Tuesday, Oct. 11, 2011: Medical records, small-business regulation and corporate America

Posted Oct. 10, 2011, at 5:46 p.m.

Impotent board

In a complaint to the Maine State Board of Licensure in Medicine regarding questionable physician behavior I stated that I could not get my records from a local physician. The board never helped me obtain them until it occurred to me to call the Attorney General’s office a year later, and the Attorney General told the board to provide my record in its entirety if requested.

From personal experience, I can attest that the board is apparently not here to serve and protect the public, but instead serve to protect physician licensure and the institutions that generate revenue and have influence. Concern for the public’s rights is a secondary issue. If the physicians of this board adequately policed unethical behavior there would likely be fewer lawsuits and errors that cause people harm, not only in the physical sense, but in their attempts to correct inaccurate diagnoses and flawed medical records and the multiple effects these have on one’s life.

Until physicians actually cause serious harm, they will never be confronted with substantial disciplinary action from the board, and then it will likely be in the form of patient harm or of a lawsuit.

Linda Bennett

Charleston

Misrepresented solutions

Recently, the BDN paper published an OpEd by Nate Libby, “Collins’ ‘time-out’ not the right call,” on Sen. Susan Collins’ regulatory time-out bill. Unfortunately, Mr. Libby’s OpEd distracts from the true problems facing job creators in Maine and misrepresents the solutions.

The OpEd categorized Sen. Collins’ bill as a “blanket roadblock” to implementing regulations. But regulations themselves are often roadblocks to business growth. One study by the Small Business Administration and Lafayette University shows that small businesses are faced with compliance costs of $10,585 per employee each year.
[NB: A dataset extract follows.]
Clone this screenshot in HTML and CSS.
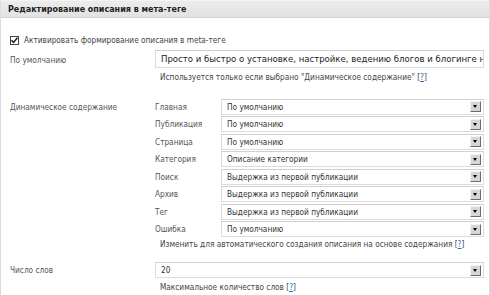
FILE: index.html
```html
<!DOCTYPE html>
<html lang="ru">
<head>
<meta charset="utf-8">
<link rel="stylesheet" href="styles.css">
</head>
<body>
<div class="panel">
  <div class="hd">Редактирование описания в мета-теге</div>
  <div class="bd">
    <div class="chkrow">
      <span class="chk"><svg width="9" height="9" viewBox="0 0 9 9"><path d="M1.5 4.2 L3.5 6.4 L7.5 1.8" fill="none" stroke="#222" stroke-width="1.6"/></svg></span>
      <span>Активировать формирование описания в meta-теге</span>
    </div>

    <div class="row r-default">
      <div class="lbl">По умолчанию</div>
      <div class="field">
        <div class="input">Просто и быстро о установке, настройке, ведению блогов и блогинге на WordPress</div>
        <div class="help">Используется только если выбрано "Динамическое содержание" [<a>?</a>]</div>
      </div>
    </div>

    <div class="row r-dyn">
      <div class="lbl">Динамическое содержание</div>
      <div class="field">
        <div class="grid">
          <div class="sl">Главная</div><div class="sel"><span>По умолчанию</span><i class="btn"></i></div>
          <div class="sl">Публикация</div><div class="sel"><span>По умолчанию</span><i class="btn"></i></div>
          <div class="sl">Страница</div><div class="sel"><span>По умолчанию</span><i class="btn"></i></div>
          <div class="sl">Категория</div><div class="sel"><span>Описание категории</span><i class="btn"></i></div>
          <div class="sl">Поиск</div><div class="sel"><span>Выдержка из первой публикации</span><i class="btn"></i></div>
          <div class="sl">Архив</div><div class="sel"><span>Выдержка из первой публикации</span><i class="btn"></i></div>
          <div class="sl">Тег</div><div class="sel"><span>Выдержка из первой публикации</span><i class="btn"></i></div>
          <div class="sl">Ошибка</div><div class="sel"><span>По умолчанию</span><i class="btn"></i></div>
        </div>
        <div class="help help-dyn">Изменить для автоматического создания описания на основе содержания [<a>?</a>]</div>
      </div>
    </div>

    <div class="row r-words">
      <div class="lbl">Число слов</div>
      <div class="field">
        <div class="sel"><span>20</span><i class="btn"></i></div>
        <div class="help">Максимальное количество слов [<a>?</a>]</div>
      </div>
    </div>
  </div>
</div>
</body>
</html>
```

FILE: styles.css
```css
html, body {
  margin: 0;
  padding: 0;
  background: #fff;
}
body {
  font-family: "DejaVu Sans Condensed", "DejaVu Sans", Verdana, sans-serif;
  font-stretch: condensed;
  font-size: 8.2px;
  color: #555;
}
.panel {
  width: 490px;
  height: 295px;
  box-sizing: border-box;
  border-left: 1px solid #dcdcdc;
  border-right: 1px solid #dcdcdc;
  overflow: hidden;
}
.hd {
  height: 16px;
  line-height: 17px;
  padding-left: 7px;
  background: linear-gradient(#ececec, #e2e2e2);
  border-top: 1px solid #f4f4f4;
  border-bottom: 1px solid #d2d2d2;
  font-family: "DejaVu Sans", Verdana, sans-serif;
  font-stretch: normal;
  font-size: 8px;
  font-weight: bold;
  color: #222;
}
.bd {
  padding: 16px 5px 0 9px;
}
.chkrow {
  display: flex;
  align-items: center;
  gap: 5px;
  height: 12px;
  color: #444;
}
.chk {
  width: 9px;
  height: 9px;
  box-sizing: border-box;
  border: 1px solid #444;
  background: #fff;
  display: flex;
}
.chk svg { display: block; margin: -1px; }
.row {
  display: flex;
}
.lbl {
  width: 145px;
  flex: none;
}
.field {
  flex: 1;
  min-width: 0;
}
.r-default { margin-top: 4px; }
.r-default .lbl { padding-top: 5px; }
.input {
  height: 18px;
  box-sizing: border-box;
  border: 1px solid #dadada;
  border-top-color: #cfcfcf;
  padding: 0 5px;
  line-height: 16px;
  font-size: 9.5px;
  color: #222;
  white-space: nowrap;
  overflow: hidden;
}
.help {
  padding-left: 5px;
  margin-top: 3px;
  height: 12px;
  line-height: 12px;
  color: #444;
  white-space: nowrap;
}
.help-dyn { margin-top: 1px; }
.help a { color: #2a6fb8; text-decoration: underline; }
.r-dyn { margin-top: 15.5px; }
.r-dyn .lbl { padding-top: 3px; }
.grid {
  display: grid;
  grid-template-columns: 66px 1fr;
  row-gap: 1.5px;
}
.sl {
  line-height: 16px;
  color: #555;
}
.sel {
  height: 16px;
  box-sizing: border-box;
  border: 1px solid #dcdcdc;
  border-top-color: #d0d0d0;
  display: flex;
  align-items: center;
  justify-content: space-between;
  padding: 0 2px 0 5px;
  color: #333;
  white-space: nowrap;
}
.btn {
  width: 11px;
  height: 11px;
  box-sizing: border-box;
  background: #d8d6d0;
  border: 1px solid;
  border-color: #f4f4f4 #6c6c6c #6c6c6c #f4f4f4;
  position: relative;
  flex: none;
}
.btn::after {
  content: "";
  position: absolute;
  left: 2px;
  top: 3px;
  border-left: 2.5px solid transparent;
  border-right: 2.5px solid transparent;
  border-top: 3px solid #000;
}
.r-words { margin-top: 12px; }
.r-words .lbl { padding-top: 3px; }
```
Sen. Collins’ bill would simply take a balanced approach by placing a temporary moratorium on rules that cost more than $100 million dollars per year. The moratorium would not apply to health, safety, criminal justice, military or foreign affairs rules and it would not prevent the enforcement of regulations currently on the books.

Small businesses need a breather from the regulations pouring out of federal agencies. Last year, the Federal Register grew by 82,600 pages and, with 4,200 more regulations in the pipeline, our job creators need all the help they can get.

At the Maine State Chamber of Commerce, we represent over 5,000 businesses, 89 percent of which are small businesses. Contrary to Mr. Libby’s claims, there is business support for Sen. Collins’ regulatory time-out proposal.

We do agree with Mr. Libby that businesses “depend on sensible standards and reasonable rules to create the foundation for business success.” That is what Sen. Collins is trying to do.

Dana Connors

President

Maine State Chamber of Commerce

Pay attention now

Wall Street protests and growing media reports show a groundswell of public outrage that will shape the next election. America is in trouble on all fronts.

In their insightful new book, “That Used to Be Us,” Thomas Friedman and Michael Mandelbaum detail what’s wrong with America and how to fix it. Five pillars that made this country great are all in decline: public education, infrastructure, immigration, research and development and regulation.

As a nation, we have become dumber, fatter, lazier, older, poorer and unemployed. We also have allowed a corporate-run government, paid off by the rich, to redirect most of the wealth against the common good. If we don’t reverse this downward spiral, we will be left behind a developing world to face a bleak, painful future.

We are still a great people. We have used our creative diversity and collective will before to defeat insurmountable odds, and we must do so again now. We have a year to find and elect extraordinary, bold leaders who will face reality, tell the truth and show the way.

Corrupted, partisan obstructionists must be swept aside. We have to bite the bullet and make the investments and fair sacrifices that will restore our leadership in the world.

It will take all of us to do that. Many groups, like the Wall Street demonstrators and the American Dream Movement, are fighting back. Let’s pay attention and support them any way we can, while we still have a chance to save our country.